As parents, mentors, business owners, and hiring managers, we’ve told young people that they need a college degree to get ahead. And this may be true. College graduates will earn about 1 million over the course of their lives, as compared to $580,000 for those with only a high school degree.
But this doesn’t tell the whole story.
- The average individual owes about $40,000 in student loans.
- 15% of people are still paying on undergrad loans, and 7% are still paying on graduate school loans.
- 53% of people say that their student loans impact the type of job or career they go into.
- 45 million Americans are collectively carrying $1.4 trillion in student loan debt, which impacts areas like disposable income and retirement savings.
“But back in my day…”
We’re not back in your day.
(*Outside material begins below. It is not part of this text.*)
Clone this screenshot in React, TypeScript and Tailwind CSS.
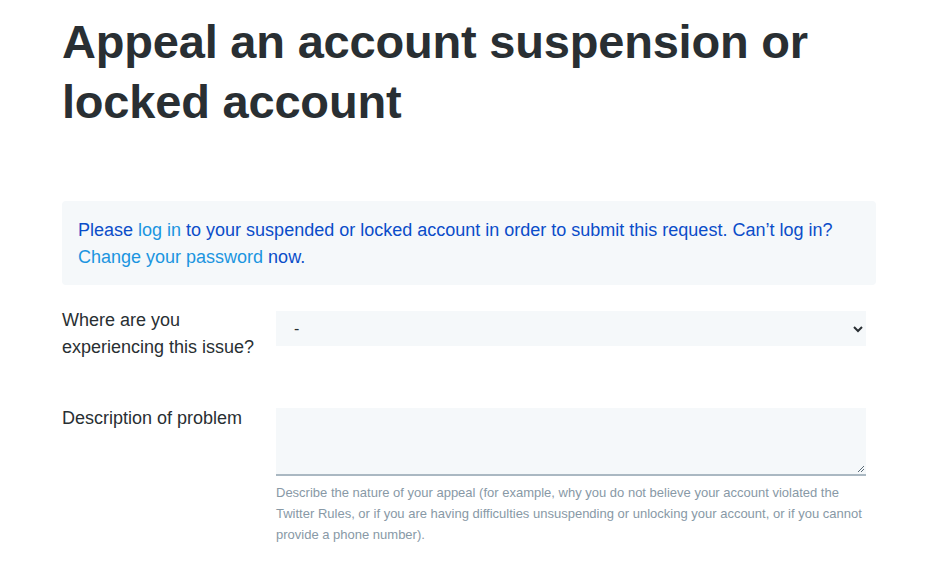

We’re in the here and now, where the “moderate” college budget for an in-state public college for one full academic year averages around $38,000. How much has college tuition increased? In 2014, the average cost for four years of public college education was about $32,000. That’s a 375% (!) increase just in the last 10 years alone.
At this point, putting yourself through college without help or loans isn’t really a thing. In 2023, the average college graduate entered the workforce with over $39,000 in loans.
Student loan stress affects you
If you’re looking for people who can help you achieve your company goals, mission, and vision, you cannot afford to hire employees who are focused on financial stress rather than on what they can bring to the table.
- When staff members are constantly stressed about their financial situations, it leads to poor health outcomes and higher rates of absenteeism.
- When young talent can’t afford to take jobs with potential for growth or further their careers, this impacts your ability to recruit and retain talent.
- When candidates take a job just for the paycheck and aren’t truly invested, this leads to low engagement and a lack of motivation.
- When people are stuck in jobs they don’t want, it impacts employee morale, performance, and productivity.
- When employees are unhappy with their career situations, it leads to high turnover. They may start looking for other work, often on the clock.
Interestingly enough, it’s not only younger workers who have issues with student debt. The Department of Education found that 9 million Americans 50 or over have some form of student loan debt.
If the payments become too high and the loans go into default, paychecks or Social Security checks are garnished to make those payments. This means that employee life events, such as getting married, having kids, buying cars or houses, and retiring, are halted.
Give a helping hand
Today’s debt-ridden college students are tomorrow’s innovators, leaders, and employees—if they can afford to be. As an employer, you have the power to make a difference for your employees and your business. Here are a couple of ways you can do just that.
Support student scholarships and grants
You benefit from a highly educated workforce. Why not invest in keeping that talent pipeline open? Not only will you help encourage students to get degrees, but you’ll also help them graduate with less debt and more excitement about the future.
Provide student loan repayment benefits
This is a desired employee benefit, but only 34% of employers offered it in 2023. If you’re one of those employers who offer this benefit, you’ll have a big recruiting advantage.
You can make a difference
86% of employees would stay with their employer for at least five years if they offered assistance with student loan repayment. Why not lead the charge and be one of those employers? In the race for talent, this could give you a serious advantage and land you some awesome employees.